Ohne Angst und Scham

Bei so viel Wahnsinn fällt es auch Soderbergh nicht immer leicht, ernst zu bleiben. Trotzdem hat hier niemand die Absicht, diese so überdimensionierte Figur mit den langen Pelzen und den grossen Ringen, diese «Lady Gaga der Fünfziger» («Spiegel»), diesen König-Ludwig-II.-Verschnitt (Bob Black) blosszustellen. Stattdessen schildern Soderbergh und LaGravenese mit Tiefe und Schärfe gesprächsintensiv eine Liebe am Abgrund, spielen Douglas und Damon ohne Angst und Scham körpereinsatzfreudig ein Leben auf der Kippe.
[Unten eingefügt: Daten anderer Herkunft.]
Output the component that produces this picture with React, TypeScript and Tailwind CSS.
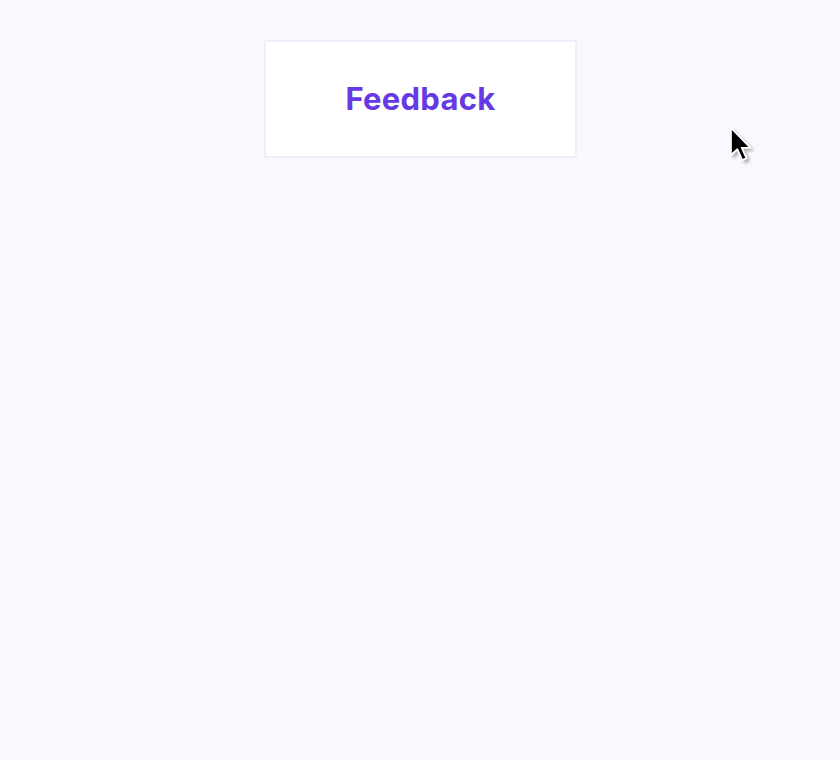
import React from 'react';

// Mouse pointer drawn over the page
const Cursor = () => (
    <svg
        className="absolute left-[727px] top-[125px]"
        width="32"
        height="42"
        viewBox="0 0 32 42"
    >
        <defs>
            <filter id="sh" x="-50%" y="-50%" width="200%" height="200%">
                <feDropShadow dx="2" dy="2" stdDeviation="1.2" floodColor="#000" floodOpacity="0.3" />
            </filter>
        </defs>
        <g transform="translate(4 3) scale(1.28)">
            <path
                d="M0 0 L0 21 L5 16.6 L8.8 25 L12 23.6 L8.3 15.4 L15 15.4 Z"
                fill="#000"
                stroke="#fff"
                strokeWidth="1.3"
                strokeLinejoin="round"
                filter="url(#sh)"
            />
        </g>
    </svg>
);

export default function App() {
    return (
        <div className="relative w-full min-h-[760px] bg-[#f8f8fe] font-['Inter',sans-serif]">
            <div className="flex justify-center pt-10">
                <div className="ml-[1px] w-[313px] h-[118px] bg-white border-2 border-[#efeefa] flex items-center justify-center">
                    <span className="text-[31px] font-bold tracking-[0.3px] text-[#6539e3]">Feedback</span>
                </div>
            </div>
            <Cursor />
        </div>
    );
}
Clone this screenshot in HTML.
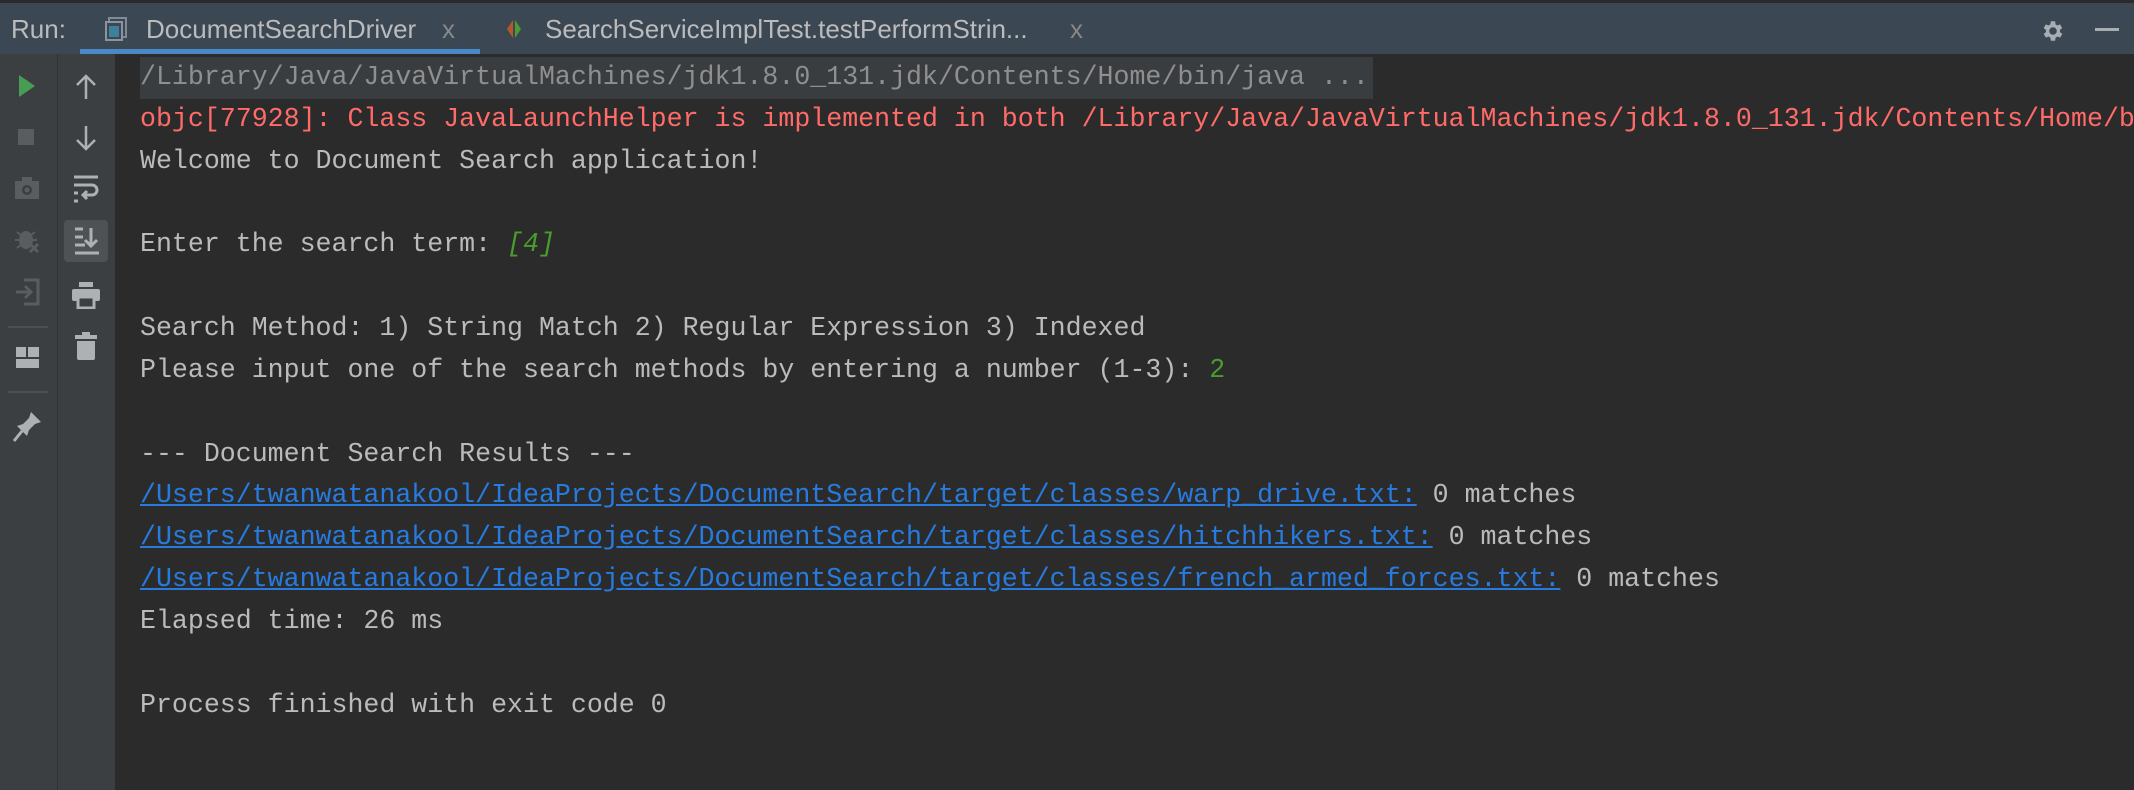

Bis man das auch erkennt und in seiner ganzen Klasse zu schätzen beginnt, braucht es indes einen Moment: bis man unter die dicke Make-up-Schicht geblickt, die vom Trockeneis vernebelte Sicht wiedererlangt, die vom Glitzer geblendeten Augen justiert hat. In der zweiten Hälfte dieser Liberaces letzte zehn Lebensjahre erzählenden zwei Stunden hat man damit aber immer weniger Mühe. Wenn es auf die Achtziger zugeht, wird es krass und hat der Spass ein Ende. Tragödien, Drogen, Sexeskapaden legen die Liebe nun in Trümmer. Und bis am Schluss wird alle Heiterkeit, wird aller Glanz gewichen sein. Es scheinen dann nur noch die Stars.